(Almost) new lab in town, and with it, a brand new course to offer.

Somali Chaterji (Sonata)

February 26


Wordle for my Lab ICAN, which expands to Innovatory for Cells and Neural Machines, housed in Purdue’s Ag and Biological Engineering department.


I am teaching an applied data science and engineering course in line with the flavor of research in my lab ICAN. The course is titled: “Machine Learning & High-Performance Computing for Digital Ag & Biological Engineering; Part 1: Algorithms, resilient data lakes, & analytics at the edge”. This course will start in March and will be offered as a one-credit stackable course — a part of a Purdue initiative that aims to deliver stackable courses to create a custom data science curriculum.

Course webpage: schaterji.io/teaching; Flyer: http://bit.ly/chaterji-data-science; Video plug for the course: http://bit.ly/ABE591


Prof. Chaterji teaching Summer School at Purdue’s Ag. and Biological Engineering department [Summer 2019].


ABE 591 will have a top-down flavor leveraging real-world data problems and then discussing data science and data engineering algorithms and concepts that can solve them.

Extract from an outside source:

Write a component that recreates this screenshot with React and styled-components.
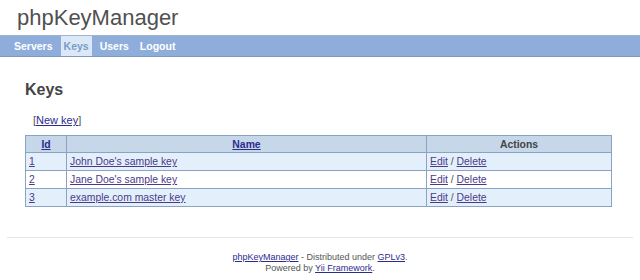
import React from 'react';
import styled, { createGlobalStyle } from 'styled-components';

const GlobalStyle = createGlobalStyle`
    html, body {
        margin: 0;
        padding: 0;
        background: #ffffff;
        font-family: "Liberation Sans", Arial, sans-serif;
        color: #555;
    }
`;

const keys = [
    { id: 1, name: "John Doe's sample key" },
    { id: 2, name: "Jane Doe's sample key" },
    { id: 3, name: 'example.com master key' },
];

function App() {
    return (
        <Page>
            <GlobalStyle />
            <Logo>phpKeyManager</Logo>
            <MainMenu>
                <MenuItem href="#">Servers</MenuItem>
                <MenuItem href="#" active>Keys</MenuItem>
                <MenuItem href="#">Users</MenuItem>
                <MenuItem href="#">Logout</MenuItem>
            </MainMenu>

            <Content>
                <Title>Keys</Title>
                <Toolbar>[<Link href="#">New key</Link>]</Toolbar>

                <Grid>
                    <thead>
                        <tr>
                            <Th $w={41}><HeadLink href="#">Id</HeadLink></Th>
                            <Th><HeadLink href="#">Name</HeadLink></Th>
                            <Th $w={185}>Actions</Th>
                        </tr>
                    </thead>
                    <tbody>
                        {keys.map((k, i) => (
                            <Row key={k.id} $odd={i % 2 === 0}>
                                <Td><Link href="#">{k.id}</Link></Td>
                                <Td><Link href="#">{k.name}</Link></Td>
                                <Td>
                                    <Link href="#" $visited>Edit</Link> / <Link href="#">Delete</Link>
                                </Td>
                            </Row>
                        ))}
                    </tbody>
                </Grid>
            </Content>

            <Footer>
                <Link href="#">phpKeyManager</Link> - Distributed under <Link href="#">GPLv3</Link>.
                <br />
                Powered by <Link href="#">Yii Framework</Link>.
            </Footer>
        </Page>
    )
}

export default App

const Page = styled.div`
    width: 640px;
    height: 280px;
    overflow: hidden;
`;

const Logo = styled.div`
    padding: 5px 0 0 17px;
    height: 31px;
    box-sizing: border-box;
    font-size: 22px;
    line-height: 26px;
    color: #505050;
`;

const MainMenu = styled.div`
    display: flex;
    align-items: stretch;
    gap: 5px;
    height: 20px;
    padding: 0 0 0 11px;
    margin-top: 4px;
    background: #8eaddb;
    border-top: 1px solid #a2b4c9;
    border-bottom: 1px solid #7f98b8;
`;

const MenuItem = styled.a`
    display: flex;
    align-items: center;
    padding: 0 3px;
    font-size: 10.5px;
    font-weight: bold;
    text-decoration: none;
    color: ${p => p.active ? '#7d9cc6' : '#ffffff'};
    background: ${p => p.active ? '#dbe8f8' : 'transparent'};
`;

const Content = styled.div`
    padding: 0 28px 0 25px;
`;

const Title = styled.h1`
    margin: 23px 0 0;
    font-size: 16px;
    line-height: 20px;
    font-weight: bold;
    color: #444;
`;

const Toolbar = styled.div`
    margin: 13px 0 0 8px;
    font-size: 11px;
    line-height: 14px;
    color: #555;
`;

const Link = styled.a`
    color: ${p => p.$visited ? '#6c3a80' : '#2c2c8e'};
    text-decoration: underline;
`;

const HeadLink = styled(Link)`
    font-weight: bold;
`;

const Grid = styled.table`
    margin-top: 8px;
    width: 100%;
    table-layout: fixed;
    border-collapse: collapse;
    font-size: 10.4px;
    border: 1px solid #8aa3c0;
`;

const Th = styled.th`
    box-sizing: border-box;
    width: ${p => p.$w ? `${p.$w}px` : 'auto'};
    height: 17px;
    padding: 0 3px;
    background: #c6d7ea;
    border: 1px solid #8aa3c0;
    color: #444;
    font-weight: bold;
    text-align: center;
`;

const Row = styled.tr`
    background: ${p => p.$odd ? '#e3f0fb' : '#ffffff'};
`;

const Td = styled.td`
    height: 17px;
    padding: 0 3px;
    border: 1px solid #8aa3c0;
    color: #555;

    & a {
        color: #4b3a8a;
    }
`;

const Footer = styled.div`
    margin: 30px 7px 0;
    padding-top: 14px;
    border-top: 1px solid #e6e6e6;
    text-align: center;
    font-size: 9px;
    line-height: 11px;
    color: #555;

    & a {
        color: #2c2c8e;
    }
`;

The course will feature data analytics and foundational computer science (CS) concepts that power artificial intelligence/machine learning (AI/ML) tools ubiquitous in today’s world. The course will unwrap with some application domains in mind, focusing on a subset of the following (custom-picked based on the student cohort): digital agriculture, internet-of-things (IoT), metagenomics, synthetic biology, machine systems.

Course Highlights: AI/ML tools power search engines and recommendation engines and even your cellphones and Raspberry Pi-class devices; the right application of these tools can fuel AI-for-the-greater-good. ABE 591 is being developed with the curious citizen scientist in mind. Thus, it is expected that the student will have a willingness to delve in data science and engineering principles with the need to go beyond the tools available through various software bundles and packages, focusing on the algorithmic intuition and applications to select research domains inspired by the (food-water-energy) nexus-sensitive global challenges. A lot of these use cases will be inspired by some of the projects in my innovatory that straddle Computer Science & Engineering on the one hand and Digital Agriculture and Health on the other.

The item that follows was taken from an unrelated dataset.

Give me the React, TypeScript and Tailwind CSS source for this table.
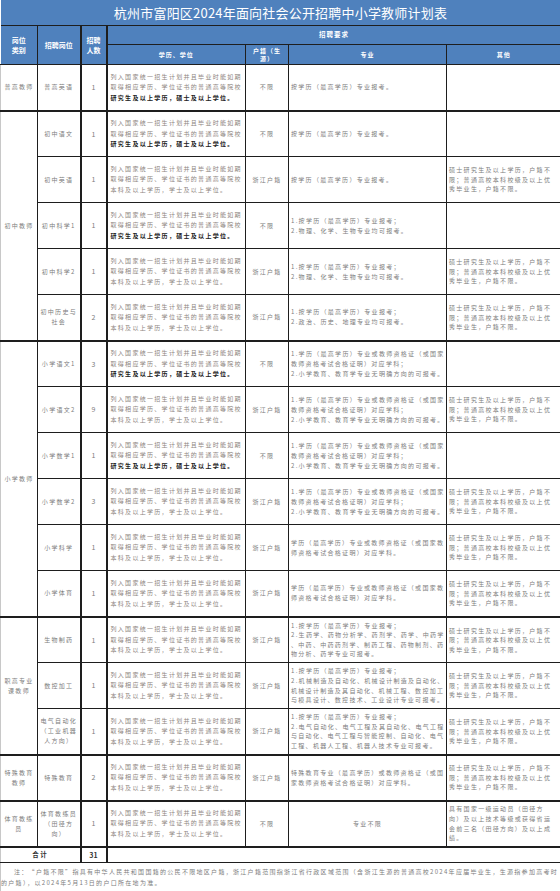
import React from "react";

const EDU1 = "列入国家统一招生计划并且毕业时能如期";
const EDU2 = "取得相应学历、学位证书的普通高等院校";
const EDU_A3 = "研究生及以上学历，硕士及以上学位。";
const EDU_B3 = "本科及以上学历，学士及以上学位。";
const OTHER = ["硕士研究生及以上学历，户籍不", "限；普通高校本科校级及以上优", "秀毕业生，户籍不限。"];
const ZY_PLAIN = ["按学历（最高学历）专业报考。"];
const ZY_SCI = ["1.按学历（最高学历）专业报考；", "2.物理、化学、生物专业均可报考。"];
const ZY_HIS = ["1.按学历（最高学历）专业报考；", "2.政治、历史、地理专业均可报考。"];
const ZY_XX = ["1.学历（最高学历）专业或教师资格证（或国家", "教师资格考试合格证明）对应学科；", "2.小学教育、教育学专业无明确方向的可报考。"];
const ZY_XX2 = ["学历（最高学历）专业或教师资格证（或国家教", "师资格考试合格证明）对应学科。"];
const ZY_BIO = ["1.按学历（最高学历）专业报考；", "2.生药学、药物分析学、药剂学、药学、中药学", "、中药、中药药剂学、制药工程、药物制剂、药", "物分析、药学专业可报考。"];
const ZY_CNC = ["1.按学历（最高学历）专业报考；", "2.机械制造及自动化、机械设计制造及自动化、", "机械设计制造及其自动化、机械工程、数控加工", "与模具设计、数控技术、工业设计专业可报考。"];
const ZY_ELE = ["1.按学历（最高学历）专业报考；", "2.电气自动化、电气工程及其自动化、电气工程", "与自动化、电气工程与智能控制、自动化、电气", "工程、机器人工程、机器人技术专业可报考。"];
const ZY_TS = ["特殊教育专业（最高学历）或教师资格证（或国", "家教师资格考试合格证明）对应学科。"];
const OTHER_PE = ["具有国家一级运动员（田径方", "向）及以上技术等级或获得省运", "会前三名（田径方向）及以上成", "绩。"];

type Row = {
  cat?: { lines: string[]; span: number };
  pos: string[];
  n: string;
  a: boolean;
  hj: string;
  zy: string[];
  zyCenter?: boolean;
  other: string[];
  end?: boolean;
};

const rows: Row[] = [
  { cat: { lines: ["普高教师"], span: 1 }, pos: ["普高英语"], n: "1", a: true, hj: "不限", zy: ZY_PLAIN, other: [], end: true },
  { cat: { lines: ["初中教师"], span: 5 }, pos: ["初中语文"], n: "1", a: true, hj: "不限", zy: ZY_PLAIN, other: [] },
  { pos: ["初中英语"], n: "1", a: false, hj: "浙江户籍", zy: ZY_PLAIN, other: OTHER },
  { pos: ["初中科学1"], n: "1", a: true, hj: "不限", zy: ZY_SCI, other: [] },
  { pos: ["初中科学2"], n: "1", a: false, hj: "浙江户籍", zy: ZY_SCI, other: OTHER },
  { pos: ["初中历史与", "社会"], n: "2", a: false, hj: "浙江户籍", zy: ZY_HIS, other: OTHER, end: true },
  { cat: { lines: ["小学教师"], span: 6 }, pos: ["小学语文1"], n: "3", a: true, hj: "不限", zy: ZY_XX, other: [] },
  { pos: ["小学语文2"], n: "9", a: false, hj: "浙江户籍", zy: ZY_XX, other: OTHER },
  { pos: ["小学数学1"], n: "1", a: true, hj: "不限", zy: ZY_XX, other: [] },
  { pos: ["小学数学2"], n: "3", a: false, hj: "浙江户籍", zy: ZY_XX, other: OTHER },
  { pos: ["小学科学"], n: "1", a: false, hj: "浙江户籍", zy: ZY_XX2, other: OTHER },
  { pos: ["小学体育"], n: "1", a: false, hj: "浙江户籍", zy: ZY_XX2, other: OTHER, end: true },
  { cat: { lines: ["职高专业", "课教师"], span: 3 }, pos: ["生物制药"], n: "1", a: false, hj: "浙江户籍", zy: ZY_BIO, other: OTHER },
  { pos: ["数控加工"], n: "1", a: false, hj: "浙江户籍", zy: ZY_CNC, other: OTHER },
  { pos: ["电气自动化", "（工业机器", "人方向）"], n: "1", a: false, hj: "浙江户籍", zy: ZY_ELE, other: OTHER, end: true },
  { cat: { lines: ["特殊教育", "教师"], span: 1 }, pos: ["特殊教育"], n: "2", a: false, hj: "浙江户籍", zy: ZY_TS, other: OTHER, end: true },
  { cat: { lines: ["体育教练", "员"], span: 1 }, pos: ["体育教练员", "（田径方", "向）"], n: "1", a: false, hj: "不限", zy: ["专业不限"], zyCenter: true, other: OTHER_PE, end: true },
];

function Lines({ lines, className = "" }: { lines: string[]; className?: string }) {
  return (
    <div className={className}>
      {lines.map((l, i) => (
        <div key={i} className="whitespace-nowrap">
          {l}
        </div>
      ))}
    </div>
  );
}

export default function App() {
  const cell = "border border-[#1e1e1e] p-0 align-middle";
  const txt = "text-[6px] tracking-[1.3px] text-[#7d7d7d]";
  return (
    <div className="w-[560px] bg-white font-['Noto_Sans_CJK_SC','Noto_Sans',sans-serif]">
      <table className="w-[560px] table-fixed border-collapse">
        <colgroup>
          <col className="w-[37px]" />
          <col className="w-[43px]" />
          <col className="w-[26px]" />
          <col className="w-[139px]" />
          <col className="w-[43px]" />
          <col className="w-[158px]" />
          <col className="w-[114px]" />
        </colgroup>
        <tbody>
          <tr className="h-[25px]">
            <td colSpan={7} className="border-b border-[#1e1e1e] bg-[#4f81bd] p-0 text-center text-[13px] leading-[25px] tracking-[0.2px] text-white">
              杭州市富阳区2024年面向社会公开招聘中小学教师计划表
            </td>
          </tr>
          <tr className="h-[19px]">
            <td rowSpan={2} className={`${cell} border-l-0 bg-[#4f81bd] text-center text-[7px] font-bold leading-[10px] text-white`}>
              <div>岗位</div>
              <div>类别</div>
            </td>
            <td rowSpan={2} className={`${cell} border-r-2 bg-[#4f81bd] text-center text-[7px] font-bold leading-[10px] text-white`}>
              招聘岗位
            </td>
            <td rowSpan={2} className={`${cell} border-r-2 bg-[#4f81bd] text-center text-[7px] font-bold leading-[10px] text-white`}>
              <div>招聘</div>
              <div>人数</div>
            </td>
            <td colSpan={4} className={`${cell} border-r-0 bg-[#4f81bd] text-center text-[6.5px] font-bold tracking-[1px] text-white`}>
              招聘要求
            </td>
          </tr>
          <tr className="h-[20px]">
            <td className={`${cell} bg-[#4f81bd] text-center text-[6px] font-bold tracking-[1px] text-white`}>学历、学位</td>
            <td className={`${cell} bg-[#4f81bd] text-center text-[6px] font-bold leading-[8px] tracking-[1px] text-white`}>
              <div>户籍（生</div>
              <div>源）</div>
            </td>
            <td className={`${cell} bg-[#4f81bd] text-center text-[6px] font-bold tracking-[1px] text-white`}>专业</td>
            <td className={`${cell} border-r-0 bg-[#4f81bd] text-center text-[6px] font-bold tracking-[1px] text-white`}>其他</td>
          </tr>
          {rows.map((r, i) => {
            const bb = r.end ? "border-b-2" : "";
            return (
              <tr key={i} className="h-[46px]">
                {r.cat && (
                  <td
                    rowSpan={r.cat.span}
                    className={`${cell} border-l border-l-[#c8c8c8] border-b-2 text-center ${txt} leading-[10px]`}
                  >
                    <Lines lines={r.cat.lines} />
                  </td>
                )}
                <td className={`${cell} ${bb} border-r-2 text-center ${txt} leading-[10px]`}>
                  <Lines lines={r.pos} />
                </td>
                <td className={`${cell} ${bb} border-r-2 text-center text-[7px] text-[#7d7d7d]`}>{r.n}</td>
                <td className={`${cell} ${bb} pl-[3px] ${txt} leading-[10.5px] text-[#8e8580]`}>
                  <div className="whitespace-nowrap">{EDU1}</div>
                  <div className="whitespace-nowrap">{EDU2}</div>
                  {r.a ? (
                    <div className="whitespace-nowrap font-bold text-[#222]">{EDU_A3}</div>
                  ) : (
                    <div className="whitespace-nowrap">{EDU_B3}</div>
                  )}
                </td>
                <td className={`${cell} ${bb} text-center ${txt} leading-[10px]`}>{r.hj}</td>
                <td
                  className={`${cell} ${bb} ${r.zyCenter ? "text-center" : "pl-[2px] text-left"} ${txt} ${
                    r.zy.length > 3 ? "leading-[9.6px]" : "leading-[10px]"
                  }`}
                >
                  <Lines lines={r.zy} />
                </td>
                <td className={`${cell} ${bb} pl-[2px] ${txt} ${r.other.length > 3 ? "leading-[9.6px]" : "leading-[9.5px]"}`}>
                  <Lines lines={r.other} />
                </td>
              </tr>
            );
          })}
          <tr className="h-[16px]">
            <td colSpan={2} className={`${cell} border-l border-l-[#c8c8c8] border-r-2 text-center text-[6.5px] font-bold tracking-[1.5px] text-[#333]`}>
              合计
            </td>
            <td className={`${cell} border-r-2 text-center text-[7px] font-bold text-[#333]`}>31</td>
            <td colSpan={4} className={cell}></td>
          </tr>
          <tr className="h-[29px]">
            <td colSpan={7} className={`${cell} border-l border-l-[#c8c8c8] ${txt} leading-[11px]`}>
              <div className="whitespace-nowrap pl-[13px]">
                注：“户籍不限”指具有中华人民共和国国籍的公民不限地区户籍，浙江户籍范围指浙江省行政区域范围（含浙江生源的普通高校2024年应届毕业生，生源指参加高考时
              </div>
              <div className="whitespace-nowrap">的户籍），以2024年5月13日的户口所在地为准。</div>
            </td>
          </tr>
        </tbody>
      </table>
    </div>
  );
}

ICAN: nexus of (living) Cells and Machines (sensors).


ICAN uses a variety of ML algorithms to identify patterns in data for applications, such as: cluster data (unsupervised learning) into meaningful classes and then label these clusters or to find patterns in data generated from Internet-of-Things (IoT) sensing devices (e.g., ground sensors in farms) or data that is captured by high-throughput genomics sequencers (e.g., Oxford Nanopore sequencers).

In particular, the course will focus on imparting CS-y concepts and tools that will better equip students to pick the right kind of algorithm or platform to “learn” the patterns embedded in the data set and at scale. Here is a snapshot of topics:

Supercomputing clusters and multi-grained parallelization: This will translate to the ability to use supercomputing clusters to scale out the computation and to analyze the data faster. Examples of how distributed computation and multi-grained parallelization to perform faster computation using samples (real and synthetic) data sets will be discussed. Data stories will depict how computing at the edge (also known as fog computing) can be used for some data processing tasks that demand sub-second response times.


From: https://www.networkworld.com/article/3224893/what-is-edge-computing-and-how-it-s-changing-the-network.html


Hardware: Further, some hardware, ranging from microcontrollers to graphics processing units (GPU) and domain-specific accelerators, such as FPGAs, will be covered.

On-device computation: Finally, how TensorFlow and Raspberry Pi work together and how to approximate algorithms to run on embedded devices and real world applications of these deployments will also be discussed.